Daenerys Targaryen is still making her way to the Iron Throne via Astapor where she stops off to see a man about an army. An army of brainwashed Eunuchs called the Unsullied who have to kill a baby in front of its mother to prove they have no weakness left in them (echoes the baby killing we saw in the Season Two premiere). Dany is the kind of Queen who does not want to build her empire on the backs of slaves. That’s real nice; another example of a Queen who knows the importance of the love of her people. However, there are some warlocks in the world who are a little peeved at the Khaleesi and her dragons (that look amazing, again – good job with the graphics). The Khaleesi nearly meets her end by a terrifyingly giant scorpion handed to her by a child. Luckily, she’s saved by Ser Barristan Selmy, whose presence seems to ruffle the feathers of Jorah Mormont. Selmy is a man who knew Dany’s father and her entire family for that matter and you can see that recognition pass through her eyes as she accepts him into her Queensguard. In the books, his identity is kept a mystery for a while before the big reveal, but I can see that the show doesn't really have a purpose in dragging it out. 

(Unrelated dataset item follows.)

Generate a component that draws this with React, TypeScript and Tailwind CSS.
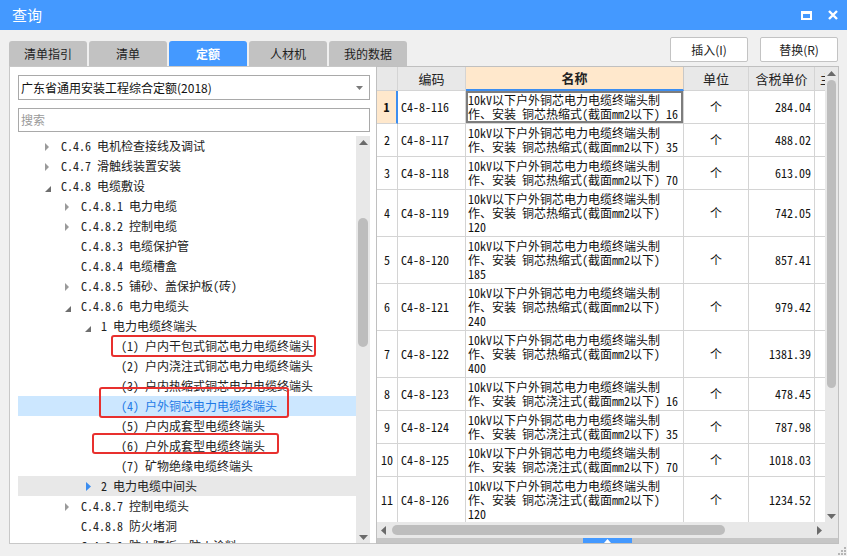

There were a lot of characters we didn’t see from who I’m sure we’ll catch up with next week. All in all, the episode was well paced and we got inside some of the cliff hangers of season two, but already we can see that the games are still afoot and who knows what will happen next. 


Shady_Grady said...

I thought the Tyrion/Tywin confrontation was the most powerful scene. IIRC much of it was taken almost verbatim from the books.

Amanda Lowery said...

I agree. Both actors are so good, and the relationship is so flawed -- it was a very revealing scene in the sense that when you hurt someone, especially your son, that will not be forgotten.

Helzapoppn said...

Agree that there was no good way to play out Ser Barristan's identity for TV as was done in ASoS. The downside is that we likely won't see Strong Belwas, who could have been a fan favorite. On the other hand, doing justice to Strong Belwas would require a LARGE HAM, something GoT has largely avoided.